BALANCE FOR WEIGHING ABSORBERS.

The complete removal of water-vapor and carbon dioxide from a current of air moving at the rate of 75 liters per minute calls for large and somewhat unwieldy vessels in which is placed the absorbing material. This is particularly the case with the vessels containing the rather large amounts of sulphuric acid required to dry the air. In the course of an hour there is ordinarily removed from the chamber not far from 25 grams of water-vapor and 20 to 30 grams of carbon dioxide. This necessitates weighing the absorbers to within 0.25 gram if an accuracy of 1 per cent is desired. The sulphuric-acid absorbers weigh about 18 kilograms when filled with acid. In order to weigh this receptacle so as to measure accurately the increase in weight due to the absorption of water to within less than 1 per cent, we use the balance shown in fig. 29. This balance has been employed in a number of other manipulations in connection with the respiration calorimeter and accessory apparatus and the general type of balance leaves nothing to be desired as a balance capable of carrying a heavy load with remarkable sensitiveness.

The balance is rigidly mounted on a frame consisting of four upright structural-steel angle-irons, fastened at the top to a substantial wooden bed.
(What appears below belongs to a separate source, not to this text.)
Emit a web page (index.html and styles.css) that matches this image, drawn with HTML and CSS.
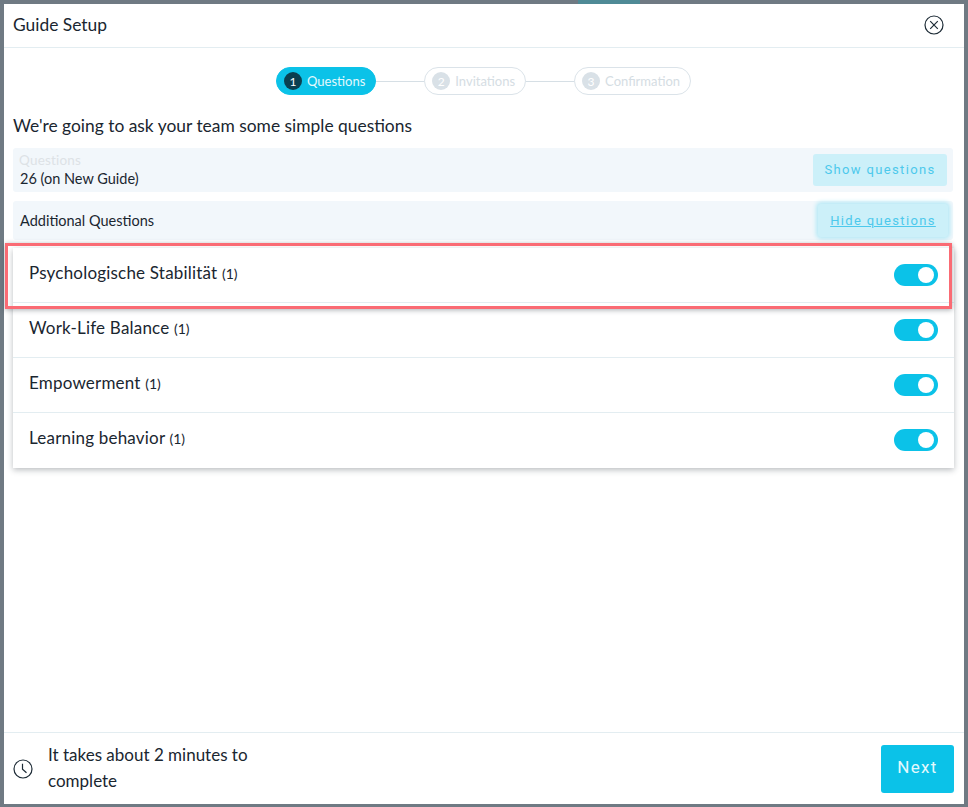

Two heavy wooden pieces run the length of the table and furnish a substantial base to which the standard of the balance is bolted. The balance is surrounded by a glass case to prevent errors due to air-currents (see fig. 2). The pan of the balance is not large enough to permit the weighing of an absorber, hence provision is made for suspending it on a steel or brass rod from one of the hanger arms. This rod passes through a hole in the bottom of the balance case, and its lower end is provided with a piece of pipe having hooks at either end. Since the increase in weight rather than the absolute weight of the absorber is used, the greater part of the weight is taken up by lead counterpoises suspended above the pan on the right-hand arm of the balance. The remainder of the weight is made up with brass weights placed in the pan.

In order to suspend this heavy absorber, a small elevator has been constructed, so that the vessel may be raised by a compressed-air piston. This piston is placed in an upright position at the right of the elevator and is connected with the compressed-air service of the building. The pressure is about 25 pounds per square inch and the diameter of the cylinder is 2.5 inches, thus giving ample service for raising and lowering the elevator and its load. By turning a 3-way valve at the end of the compressed-air supply-pipe, so that the air rushes into the cylinder above the piston, the piston is pushed to the base of the cylinder and the elevator thereby raised. The pressure of the compressed air holds the elevator in this position while the hooks are being adjusted on the absorber. By turning the 3-way valve so as to open the exhaust leading to the upper part of the cylinder to the air, the weight of the elevator expels the air, and it soon settles into the position shown in the figure. The weighing can then be made as the absorber is swinging freely in the air. After the weighing has been made, the elevator is again lifted, the hooks are released, and by turning the valve the elevator and load are safely lowered.